The centurion then, seeing the strife excited by the Jews, placed the body in the midst of the fire, and consumed it. Accordingly, we afterwards took up his bones, as being more precious than the most exquisite jewels, and more purified than gold, and deposited them in a fitting place, whither, being gathered together, as opportunity is allowed us, with joy and rejoicing, the Lord shall grant us to celebrate the anniversary of his martyrdom, both in memory of those who have already finished their course, and for the exercising and preparation of those yet to walk in their steps.[2]

The martyrs therefore continued to bring Christ’s grace into the Church. They not only lived in fidelity to Christ, they died in and with him. Their unity with Christ allowed them to be seen as mediators of Christ’s grace, their shed blood mingling with his, bringing forth grace after grace to the faithful.

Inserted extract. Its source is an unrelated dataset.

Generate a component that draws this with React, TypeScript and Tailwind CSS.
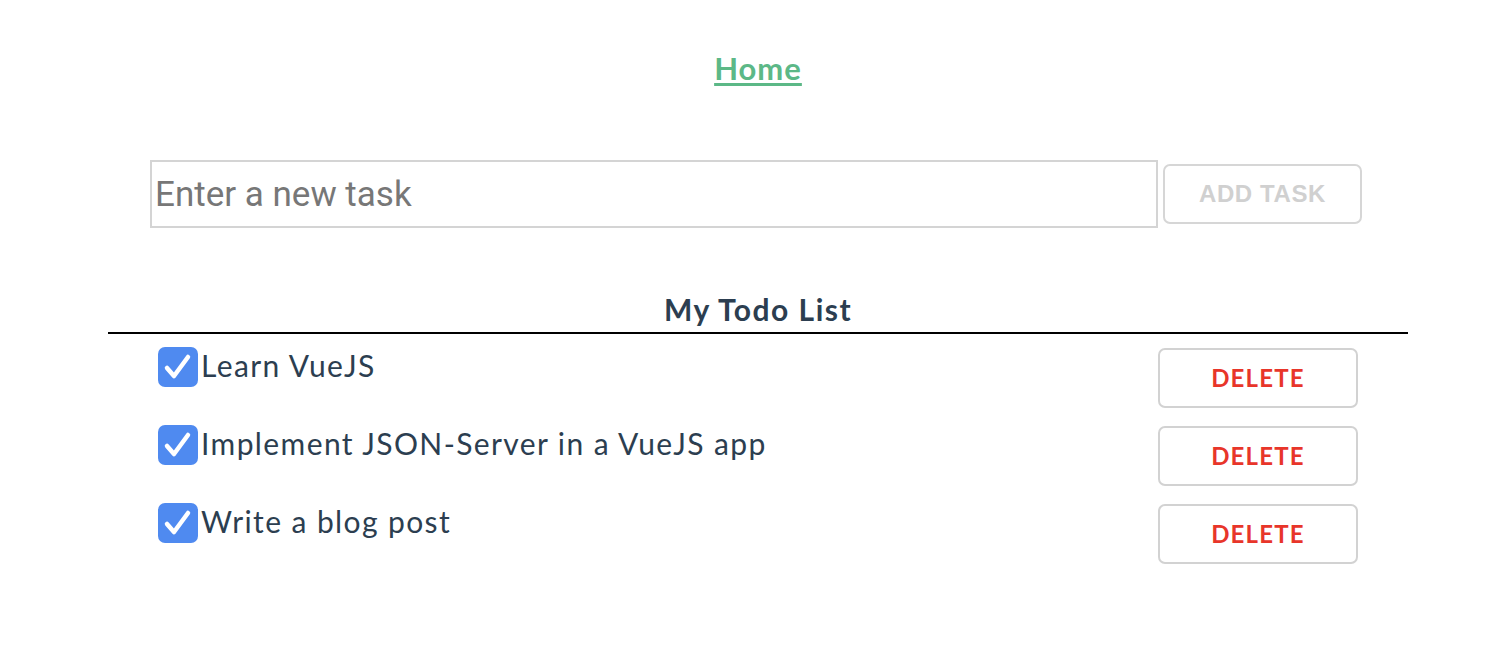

Origen, in his Exhortation to Martyrdom, expressed this by saying to those who were about to die for Christ:

And perhaps just as we have been redeemed by the precious blood of Jesus, who received the name above every name (cf. 1 Pet. 1:19; Rev. 5:9; Phil. 2:9), so some will be redeemed by the previous blood of the martyrs, since they too have been exalted beyond the exaltation of those who were righteous but did not become martyrs. [3]

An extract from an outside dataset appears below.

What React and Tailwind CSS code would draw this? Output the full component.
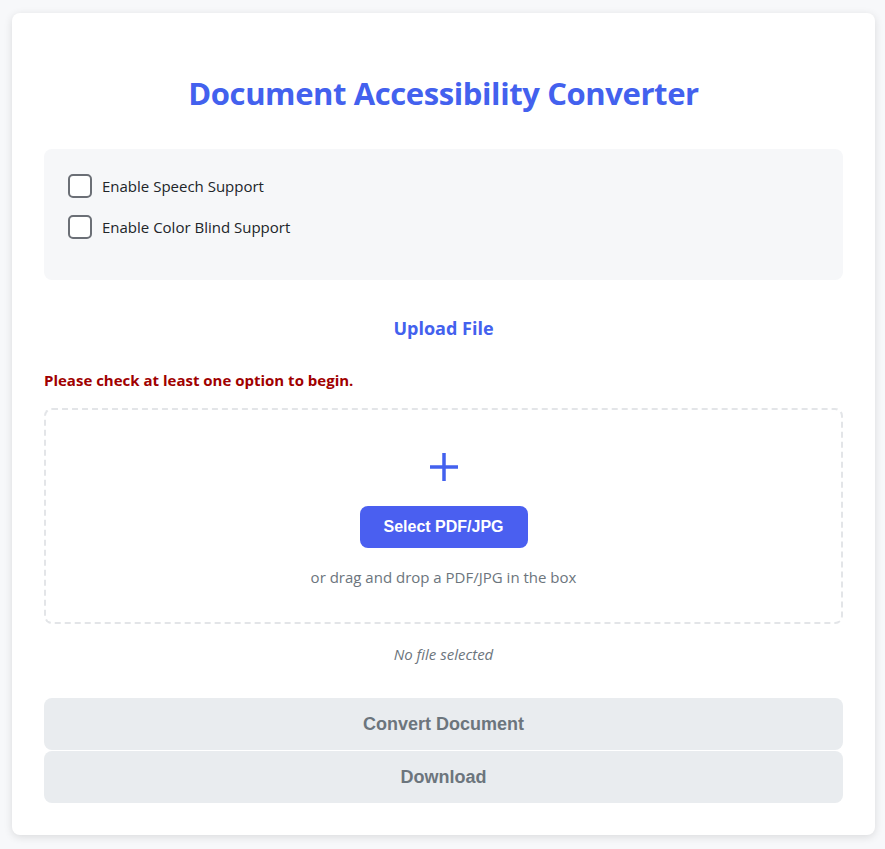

But not everyone was capable of such fidelity. When challenged, many abandoned the faith, in whole or in part. Sometimes it was something simple as a sacrifice to Caesar which was enough to let a Christian live; at other times, it required verbal repudiation of Christ; sometimes those who lapsed did so with their whole hearts, turning apostate, while others more or less fell under torture and wanted to find their way back to communion. Those among the lapsed who in their hearts wanted to remain faithful to Christ often were told they would have to live the rest of their life in penance, and possibly only at the end of their days they would be allowed peace with the Church and receive final communion. It was a harsh penalty, and yet some even wanted to reject that possibility, and say if anyone lapsed, there was no any possibility of forgiveness, that those who denounced Christ, even if under duress, we apostates who could find no peace within the Church. Among those who favored lighter penances for the lapsed were many of those who became martyrs themselves – they who, on their way to death, knew the challenges and hardships they were facing, often asked for forgiveness for those who were weak. We can read of letters written by those on their way to martyrdom seeking such restoration of the lapsed having a positive effect with their request being granted. Martyrs interceded for repentant sinners and the intercession was able to bring many back into communion. The key was that they had to be penitent – those who wanted restoration to communion had to accept their failing was worthy of condemnation, but if they did, then they could accept the mercy the martyrs established for them and be restored to communion.